À Suzano, determina o pagamento de R$ 1 milhão como reparação por danos morais coletivos, a serem direcionados ao Fundo de Direitos Difusos, e, ao BNDES, que “suspenda qualquer operação de financiamento direto, indireto ou misto” à empresa em Conceição da Barra e São Mateus e, aos Cartórios de Registro de Imóveis nos dois municípios, que “façam constar o ônus nas respectivas matrículas”.

A sentença traz longas citações às informações levantadas pela Comissão Parlamentar de Inquérito (CPI) da Aracruz, realizada pela Assembleia Legislativa em 2002, que baseou a elaboração da ACP pelo MPF e evidenciou que “a Aracruz utilizou seus funcionários como ‘laranjas’ para obter a titulação de grandes extensões de terra pública em completa violação à legislação vigente à época”.

A investigação legislativa, afirma o magistrado, “relata que os empregados da Aracruz fizeram declarações falsas perante o Departamento de Terras e colonização do Estado do Espírito Santo DTC, órgão responsável pela regularização fundiária, visando a indevida obtenção de títulos de terras devolutas para a empresa; (…) que a pedido da Aracruz se limitavam a assinar os documentos previamente preparado pela empresa, inclusive sem receber nenhum valor como contraprestação pela utilização de seus nomes (…); que, após a legitimação da posse das terras devolutas com a titulação, elas eram transferidas imediatamente às empresas do Grupo Aracruz Celulose e que, na maioria dos casos, o período em que permaneciam na empresa não excedia nem mesmo uma semana”.

A sentença ressalta ainda que “algumas das terras devolutas fraudulentamente tituladas em favor do grupo Aracruz são objeto de procedimentos administrativos perante o Incra visando à regularização de terras quilombolas” e que, “ocorrendo a conclusão dos estudos pelo Incra que identificam e delimitam a terra quilombola, será viável a sobreposição entre terra quilombola e terra devoluta fraudulentamente titulada”.

Vulnerabilidade social

Em ofício nos autos protocolado também nessa segunda pedindo a suspensão da reintegração de posse, o Núcleo de Defesa Agrária e Moradia (Nudam) da Defensoria Pública do Estado (DPES) alertou sobre a presença na área de famílias em situação de vulnerabilidade social. A diretora do Núcleo, Mariana Dalcomo da Silva, e a integrante Samantha Negris de Souza se reuniram com um grupo da comunidade que protestou em Vitória contra a decisão favorável à Suzano.

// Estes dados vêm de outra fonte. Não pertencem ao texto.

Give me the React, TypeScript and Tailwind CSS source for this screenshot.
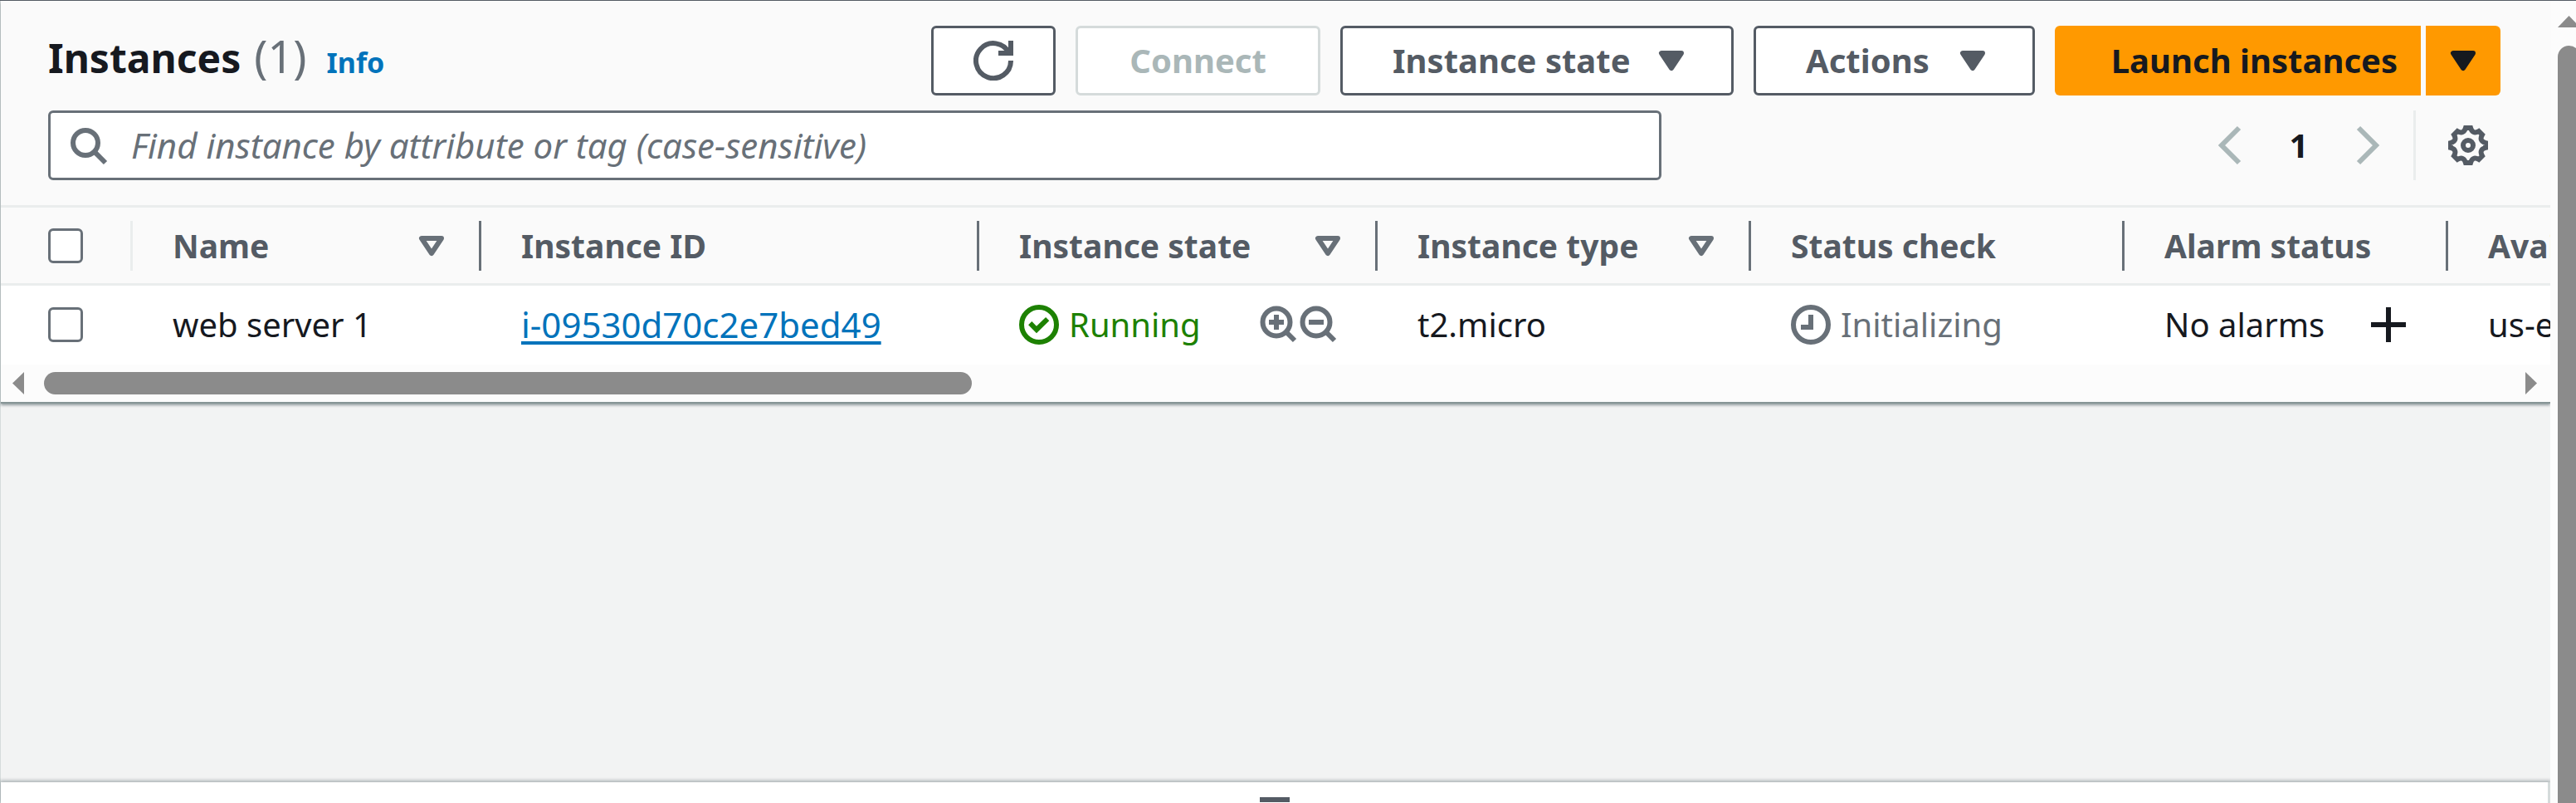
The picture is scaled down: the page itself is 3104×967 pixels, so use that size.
import React from "react";

type IconProps = { className?: string; children: React.ReactNode };

function Icon({ className = "", children }: IconProps) {
  return (
    <svg
      viewBox="0 0 16 16"
      className={`size-12 shrink-0 ${className}`}
      fill="none"
      stroke="currentColor"
      strokeWidth="2"
      aria-hidden="true"
    >
      {children}
    </svg>
  );
}

function Caret({ filled = false, className = "" }: { filled?: boolean; className?: string }) {
  return (
    <Icon className={className}>
      <path d="M4 5h8l-4 6-4-6z" strokeLinejoin="round" fill={filled ? "currentColor" : "none"} />
    </Icon>
  );
}

function ZoomIcon({ plus = false }: { plus?: boolean }) {
  return (
    <svg viewBox="0 0 48 48" className="size-12 shrink-0" fill="none" stroke="currentColor" strokeWidth="6" aria-hidden="true">
      <circle cx="22" cy="21" r="16.5" />
      <path d="M33 32l11 11" />
      <path d={plus ? "M13 21h18M22 12v18" : "M13 21h18"} />
    </svg>
  );
}

const gearPath = (() => {
  const pts: string[] = [];
  const at = (r: number, deg: number) => {
    const a = (deg * Math.PI) / 180;
    return `${(8 + r * Math.cos(a)).toFixed(2)} ${(8 + r * Math.sin(a)).toFixed(2)}`;
  };
  for (let i = 0; i < 8; i++) {
    const c = i * 45;
    pts.push(`${i === 0 ? "M" : "L"}${at(7.1, c - 8)}L${at(7.1, c + 8)}`);
    pts.push(`Q${at(4.6, c + 22.5)} ${at(7.1, c + 37)}`);
  }
  return pts.join("") + "Z";
})();

const outlineButton =
  "flex h-21 items-center rounded-md border-3 border-[#545b64] bg-white font-bold text-[#545b64]";

type Column = { label: string; sortable?: boolean };

const columns: Column[] = [
  { label: "Name", sortable: true },
  { label: "Instance ID" },
  { label: "Instance state", sortable: true },
  { label: "Instance type", sortable: true },
  { label: "Status check" },
  { label: "Alarm status" },
  { label: "Availability Zone" },
];

function Checkbox({ label }: { label: string }) {
  return (
    <input
      type="checkbox"
      aria-label={label}
      className="ml-[57px] block size-[42px] appearance-none rounded-md border-3 border-[#687078] bg-white checked:bg-[#0073bb]"
    />
  );
}

function Toolbar() {
  return (
    <div className="flex items-start pt-[30px] pr-15 pl-[57px]">
      <h1 className="flex items-baseline text-[48px] leading-18">
        <span className="font-bold text-[#16191f]">Instances</span>
        <span className="ml-4 text-[54px] text-[#687078]">(1)</span>
        <a href="#info" className="ml-6 text-[34px] font-bold text-[#0073bb]">
          Info
        </a>
      </h1>
      <div className="ml-auto flex gap-6">
        <button type="button" aria-label="Refresh" className={`${outlineButton} px-12`}>
          <Icon>
            <path d="M10 5h5V0" />
            <path d="M15 8a7 7 0 1 1-.7-3" />
          </Icon>
        </button>
        <button
          type="button"
          disabled
          className="h-21 w-[295px] rounded-md border-3 border-[#d5dbdb] bg-white font-bold text-[#aab7b8]"
        >
          Connect
        </button>
        <button type="button" className={`${outlineButton} w-[474px] justify-between pr-12 pl-15`}>
          Instance state
          <Caret filled />
        </button>
        <button type="button" className={`${outlineButton} w-[339px] justify-between pr-12 pl-15`}>
          Actions
          <Caret filled />
        </button>
        <div className="flex gap-1.5">
          <button
            type="button"
            className="h-21 w-[441px] rounded-l-md bg-[#ff9900] pr-7 text-right font-bold text-[#16191f]"
          >
            Launch instances
          </button>
          <button
            type="button"
            aria-label="More launch options"
            className="flex h-21 items-center rounded-r-md bg-[#ff9900] px-[21px] text-[#16191f]"
          >
            <Caret filled />
          </button>
        </div>
      </div>
    </div>
  );
}

function FilterBar() {
  return (
    <div className="flex items-center justify-between pt-[18px] pr-[75px] pb-[30px] pl-[57px]">
      <label className="flex h-21 w-[1944px] items-center rounded-md border-3 border-[#687078] bg-white px-[21px] text-[42px] text-[#687078]">
        <Icon>
          <circle cx="7" cy="7" r="5" />
          <path d="M15 15l-4.6-4.6" />
        </Icon>
        <input
          type="text"
          aria-label="Filter instances"
          placeholder="Find instance by attribute or tag (case-sensitive)"
          className="ml-7 min-w-0 flex-1 bg-transparent text-[#16191f] outline-none placeholder:text-[#687078] placeholder:italic"
        />
      </label>
      <div className="flex items-center">
        <button type="button" aria-label="Previous page" className="text-[#aab7b8]">
          <Icon>
            <path d="M11 1L4 8l7 7" />
          </Icon>
        </button>
        <button type="button" className="w-[114px] text-center font-bold text-[#16191f]">
          1
        </button>
        <button type="button" aria-label="Next page" className="text-[#aab7b8]">
          <Icon>
            <path d="M5 1l7 7-7 7" />
          </Icon>
        </button>
        <div className="ml-[33px] flex h-21 items-center border-l-3 border-[#eaeded] pl-[39px]">
          <button type="button" aria-label="Preferences" className="text-[#545b64]">
            <Icon>
              <path d={gearPath} />
              <circle cx="8" cy="8" r="2" />
            </Icon>
          </button>
        </div>
      </div>
    </div>
  );
}

function InstancesTable() {
  return (
    <table className="w-[3500px] table-fixed border-collapse text-left whitespace-nowrap">
      <colgroup>
        <col className="w-[159px]" />
        <col className="w-[420px]" />
        <col className="w-[600px]" />
        <col className="w-[480px]" />
        <col className="w-[450px]" />
        <col className="w-[450px]" />
        <col className="w-[390px]" />
        <col />
      </colgroup>
      <thead>
        <tr className="h-[94px] border-y-3 border-[#eaeded] bg-[#fafafa] text-[39px] text-[#545b64]">
          <th scope="col" className="p-0">
            <div className="flex h-15 items-center border-r-3 border-[#eaeded]">
              <Checkbox label="Select all instances" />
            </div>
          </th>
          {columns.map((column) => (
            <th key={column.label} scope="col" className="p-0">
              <div className="flex h-15 items-center justify-between border-r-3 border-[#687078] pr-[33px] pl-12">
                {column.label}
                {column.sortable && <Caret className="text-[#687078]" />}
              </div>
            </th>
          ))}
        </tr>
      </thead>
      <tbody>
        <tr className="h-24 bg-white text-[#16191f]">
          <td className="p-0">
            <Checkbox label="Select web server 1" />
          </td>
          <td className="py-0 pr-0 pl-12">web server 1</td>
          <td className="py-0 pr-0 pl-12">
            <a href="#instance" className="text-[42px] text-[#0073bb] underline decoration-4 underline-offset-4">
              i-09530d70c2e7bed49
            </a>
          </td>
          <td className="py-0 pr-12 pl-12">
            <div className="flex items-center">
              <span className="flex items-center gap-3 text-[#1d8102]">
                <Icon>
                  <circle cx="8" cy="8" r="7" />
                  <path d="M4.4 7.4L7 10l4.4-4.3" />
                </Icon>
                Running
              </span>
              <span className="ml-auto flex text-[#687078]">
                <button type="button" aria-label="Filter for running">
                  <ZoomIcon plus />
                </button>
                <button type="button" aria-label="Filter out running">
                  <ZoomIcon />
                </button>
              </span>
            </div>
          </td>
          <td className="py-0 pr-0 pl-12">t2.micro</td>
          <td className="py-0 pr-0 pl-12">
            <span className="flex items-center gap-3 text-[#687078]">
              <Icon>
                <circle cx="8" cy="8" r="7" />
                <path d="M8 4v5H4" />
              </Icon>
              Initializing
            </span>
          </td>
          <td className="py-0 pr-12 pl-12">
            <div className="flex items-center justify-between">
              No alarms
              <button type="button" aria-label="Add alarm">
                <Icon>
                  <path d="M8 1v14M1 8h14" />
                </Icon>
              </button>
            </div>
          </td>
          <td className="py-0 pr-0 pl-12">us-east-1a</td>
        </tr>
      </tbody>
    </table>
  );
}

function HorizontalScrollbar() {
  return (
    <div className="flex h-[45px] items-center bg-[#fcfcfc] pr-4 pl-3.5 text-[#8b8b8b]">
      <svg viewBox="0 0 14 27" className="h-[27px] w-3.5" fill="currentColor" aria-hidden="true">
        <path d="M14 0v27L0 13.5z" />
      </svg>
      <div className="mx-6 flex-1">
        <div className="h-[27px] w-[37.7%] rounded-full bg-[#8b8b8b]" />
      </div>
      <svg viewBox="0 0 14 27" className="h-[27px] w-3.5" fill="currentColor" aria-hidden="true">
        <path d="M0 0v27l14-13.5z" />
      </svg>
    </div>
  );
}

export default function App() {
  return (
    <div className="flex h-screen overflow-hidden border-t border-[#545b64] bg-[#f2f3f3] font-['Noto_Sans',sans-serif] text-[40px] leading-15">
      <main className="flex min-w-0 flex-1 flex-col border-l border-[#d5dbdb]">
        <section className="overflow-hidden border-b-2 border-[#879596] bg-[#fafafa] shadow-[0_2px_3px_rgba(0,28,36,0.4)]">
          <Toolbar />
          <FilterBar />
          <div className="overflow-hidden">
            <InstancesTable />
          </div>
          <HorizontalScrollbar />
        </section>
        <div className="flex-1" />
        <section
          aria-label="Instance details"
          className="h-[25px] border-r-3 border-[#d5dbdb] bg-white pt-[18px] shadow-[0_-1px_4px_1px_rgba(0,28,36,0.3)]"
        >
          <div role="separator" className="mx-auto h-1.5 w-9 bg-[#545b64]" />
        </section>
      </main>
      <div className="flex w-[31px] shrink-0 flex-col overflow-hidden bg-[#fcfcfc] pt-[18px] pl-[9px] text-[#8b8b8b]">
        <svg viewBox="0 0 27 14" className="h-3.5 w-[27px] shrink-0" fill="currentColor" aria-hidden="true">
          <path d="M0 14h27L13.5 0z" />
        </svg>
        <div className="mt-[22px] w-[27px] flex-1 rounded-t-full bg-[#8b8b8b]" />
      </div>
    </div>
  );
}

Os relatos reforçam que algumas famílias residem no local há, aproximadamente, 15 anos, e que não dispõem de outro local para moradia. “Outrossim, deve ser considerado que a presença local é de pessoas que residem e trabalham na terra, garantindo sua subsistência a partir da pequena agricultura familiar”.

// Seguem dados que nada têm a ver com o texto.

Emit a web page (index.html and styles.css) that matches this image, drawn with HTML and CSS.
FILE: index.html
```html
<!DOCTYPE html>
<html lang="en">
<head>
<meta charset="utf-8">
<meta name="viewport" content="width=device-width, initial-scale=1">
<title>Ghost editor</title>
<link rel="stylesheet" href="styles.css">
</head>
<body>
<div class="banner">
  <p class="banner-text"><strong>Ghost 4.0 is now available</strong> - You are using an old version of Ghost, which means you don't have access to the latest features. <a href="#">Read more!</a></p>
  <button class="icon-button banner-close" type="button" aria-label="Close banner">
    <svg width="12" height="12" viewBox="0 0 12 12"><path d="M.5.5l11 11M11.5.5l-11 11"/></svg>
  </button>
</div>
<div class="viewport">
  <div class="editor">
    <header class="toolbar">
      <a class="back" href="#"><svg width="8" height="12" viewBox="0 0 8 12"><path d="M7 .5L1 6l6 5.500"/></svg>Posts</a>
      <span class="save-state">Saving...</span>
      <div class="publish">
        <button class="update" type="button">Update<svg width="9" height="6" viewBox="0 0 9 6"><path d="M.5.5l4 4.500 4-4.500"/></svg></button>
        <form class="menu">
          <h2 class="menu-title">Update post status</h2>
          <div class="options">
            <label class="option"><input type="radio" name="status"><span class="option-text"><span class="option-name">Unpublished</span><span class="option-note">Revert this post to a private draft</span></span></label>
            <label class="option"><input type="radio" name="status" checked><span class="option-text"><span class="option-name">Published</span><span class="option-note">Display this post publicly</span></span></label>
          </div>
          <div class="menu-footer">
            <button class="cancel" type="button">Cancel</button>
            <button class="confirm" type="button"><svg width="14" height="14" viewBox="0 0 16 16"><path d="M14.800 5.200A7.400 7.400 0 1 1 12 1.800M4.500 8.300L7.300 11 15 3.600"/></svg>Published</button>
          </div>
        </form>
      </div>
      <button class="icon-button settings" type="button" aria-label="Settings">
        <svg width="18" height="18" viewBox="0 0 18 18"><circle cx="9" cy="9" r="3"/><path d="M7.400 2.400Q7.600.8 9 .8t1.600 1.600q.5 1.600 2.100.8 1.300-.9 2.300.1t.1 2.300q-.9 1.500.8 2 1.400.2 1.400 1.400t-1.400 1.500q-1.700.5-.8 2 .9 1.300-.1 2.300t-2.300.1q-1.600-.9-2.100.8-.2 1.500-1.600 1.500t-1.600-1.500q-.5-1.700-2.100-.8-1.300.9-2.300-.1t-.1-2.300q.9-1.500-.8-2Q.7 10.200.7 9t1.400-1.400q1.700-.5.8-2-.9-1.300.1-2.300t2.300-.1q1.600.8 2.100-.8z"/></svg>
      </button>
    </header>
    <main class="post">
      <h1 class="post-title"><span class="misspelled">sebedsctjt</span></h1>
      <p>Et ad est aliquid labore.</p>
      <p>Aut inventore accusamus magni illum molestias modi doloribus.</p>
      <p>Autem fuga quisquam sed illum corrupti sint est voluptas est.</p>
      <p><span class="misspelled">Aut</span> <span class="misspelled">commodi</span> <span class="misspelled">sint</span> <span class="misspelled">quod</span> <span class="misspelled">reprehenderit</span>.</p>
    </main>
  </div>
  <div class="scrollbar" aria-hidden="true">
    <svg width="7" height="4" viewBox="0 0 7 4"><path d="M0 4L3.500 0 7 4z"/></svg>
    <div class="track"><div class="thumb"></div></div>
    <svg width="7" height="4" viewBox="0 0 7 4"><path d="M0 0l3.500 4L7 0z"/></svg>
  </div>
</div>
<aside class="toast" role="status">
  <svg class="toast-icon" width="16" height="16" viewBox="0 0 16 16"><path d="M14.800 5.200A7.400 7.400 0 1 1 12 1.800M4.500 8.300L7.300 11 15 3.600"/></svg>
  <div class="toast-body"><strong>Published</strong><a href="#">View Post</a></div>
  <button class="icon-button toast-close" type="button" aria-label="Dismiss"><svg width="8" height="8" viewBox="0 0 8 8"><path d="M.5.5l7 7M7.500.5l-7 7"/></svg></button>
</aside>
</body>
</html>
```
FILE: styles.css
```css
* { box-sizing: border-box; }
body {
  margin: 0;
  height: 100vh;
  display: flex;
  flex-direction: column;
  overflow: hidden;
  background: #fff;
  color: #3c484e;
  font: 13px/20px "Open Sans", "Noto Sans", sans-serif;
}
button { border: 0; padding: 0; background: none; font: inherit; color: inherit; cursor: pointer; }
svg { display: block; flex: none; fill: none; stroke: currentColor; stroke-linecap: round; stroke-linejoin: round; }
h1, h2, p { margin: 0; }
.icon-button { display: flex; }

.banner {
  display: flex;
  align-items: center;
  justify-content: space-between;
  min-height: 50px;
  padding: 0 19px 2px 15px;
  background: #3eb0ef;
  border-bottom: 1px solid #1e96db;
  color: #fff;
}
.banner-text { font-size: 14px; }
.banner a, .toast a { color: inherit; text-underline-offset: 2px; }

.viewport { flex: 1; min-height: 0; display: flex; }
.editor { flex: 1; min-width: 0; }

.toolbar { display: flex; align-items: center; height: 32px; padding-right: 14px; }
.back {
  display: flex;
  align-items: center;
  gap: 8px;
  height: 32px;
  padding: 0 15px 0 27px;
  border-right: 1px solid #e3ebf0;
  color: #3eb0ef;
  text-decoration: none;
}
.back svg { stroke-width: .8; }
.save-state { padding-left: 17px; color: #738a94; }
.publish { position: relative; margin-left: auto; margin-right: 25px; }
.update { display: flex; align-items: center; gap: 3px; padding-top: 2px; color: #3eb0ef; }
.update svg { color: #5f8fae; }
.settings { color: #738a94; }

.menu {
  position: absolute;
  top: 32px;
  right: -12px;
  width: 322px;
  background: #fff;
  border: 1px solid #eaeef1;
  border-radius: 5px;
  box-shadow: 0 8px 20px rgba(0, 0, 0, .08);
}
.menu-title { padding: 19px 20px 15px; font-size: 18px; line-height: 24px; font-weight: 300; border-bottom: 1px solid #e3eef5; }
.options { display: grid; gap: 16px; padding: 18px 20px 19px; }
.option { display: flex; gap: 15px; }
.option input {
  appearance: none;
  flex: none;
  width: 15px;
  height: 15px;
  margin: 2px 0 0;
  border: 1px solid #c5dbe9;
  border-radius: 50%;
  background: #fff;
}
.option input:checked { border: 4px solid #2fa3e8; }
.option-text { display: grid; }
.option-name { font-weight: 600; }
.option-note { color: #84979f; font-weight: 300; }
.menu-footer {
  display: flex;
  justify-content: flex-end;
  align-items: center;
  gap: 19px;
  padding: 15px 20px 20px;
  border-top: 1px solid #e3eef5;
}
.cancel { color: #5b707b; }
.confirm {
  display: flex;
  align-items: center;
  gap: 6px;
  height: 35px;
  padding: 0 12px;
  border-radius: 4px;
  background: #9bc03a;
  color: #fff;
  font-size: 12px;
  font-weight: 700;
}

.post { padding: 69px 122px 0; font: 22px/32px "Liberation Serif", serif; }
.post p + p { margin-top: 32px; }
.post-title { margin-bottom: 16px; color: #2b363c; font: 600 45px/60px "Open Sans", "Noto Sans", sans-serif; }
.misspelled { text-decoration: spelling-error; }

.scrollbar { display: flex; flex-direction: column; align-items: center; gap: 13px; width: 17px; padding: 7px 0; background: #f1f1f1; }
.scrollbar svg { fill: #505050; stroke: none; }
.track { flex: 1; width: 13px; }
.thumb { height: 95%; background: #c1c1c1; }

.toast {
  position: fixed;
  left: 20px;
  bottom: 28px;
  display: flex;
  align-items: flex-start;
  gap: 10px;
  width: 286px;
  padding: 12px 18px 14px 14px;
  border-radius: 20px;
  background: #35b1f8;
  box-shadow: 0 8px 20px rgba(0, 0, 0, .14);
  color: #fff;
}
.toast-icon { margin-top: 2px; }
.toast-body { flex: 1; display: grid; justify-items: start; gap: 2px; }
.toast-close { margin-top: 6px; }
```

Nesse contexto, acrescentam, “as premissas constantes do plano de remoção padronizado da empresa autora acaba por não abarcar a vulnerabilidade decorrente da ausência de meio de subsistência imediata, situação que agrava os efeitos decorrentes da desocupação”.

As defensoras também destacam que “é mister informar que o relato das famílias é contundente na autodeclaração de pessoas provindas de comunidades tradicionais com relação com o uso da terra e pesca tradicional. Nessa hipótese, devemos informar que foi apresentada solução provisória de custeio de aluguel transitório, o qual, segundo relatos, poderia ser obtido e disponibilizado apenas no município de São Mateus, o que acaba por piorar as consequências do desalijo”.

A Defensoria afirma que a proposta efetivaria “a migração de pessoas extremamente vulneráveis para território urbano, longe das suas referências, inclusive dos equipamentos públicos os quais poderiam atendê-los para redução de danos. Exemplifica-se: a ausência de condições de viabilizar formas de sustento, ausência de organização de transferência de crianças para escolas do destino, dentre outras”.

A falta de acolhimento da população local também é destacada, o que  chegou a gerar, como contam os relatos, situações extremas, afirmadas por diversas pessoas, “como sofrimento mental intenso que teriam gerado suicídio de uma pessoa na época da primeira ordem reintegratória e dois casos de abortamento de bebê a termo, pela notícia do cumprimento da reintegração nesta próxima terça. No final do atendimento, ainda chegou a notícia de um falecimento de mais uma ocupante que, segundo informações relatadas, também teria passado mal em razão da medida reintegratória”.

Além disso, os moradores destacaram que o a Prefeitura de Conceição da Barra não teria realizado o cadastramento de todos os envolvidos, bem como que não houve ampla divulgação para que a comunidade pudesse realizar o cadastro adequadamente, que estava sendo realizado no Centro de Referência de Assistência Social (CRAS). Por essa razão, o diagnóstico social realizado não corresponderia à totalidade da ocupação, que é composta por pequenos agricultores e pescadores tradicionais da região, majoritariamente de baixa renda e, segundo informado, por famílias que seriam remanescentes de quilombo.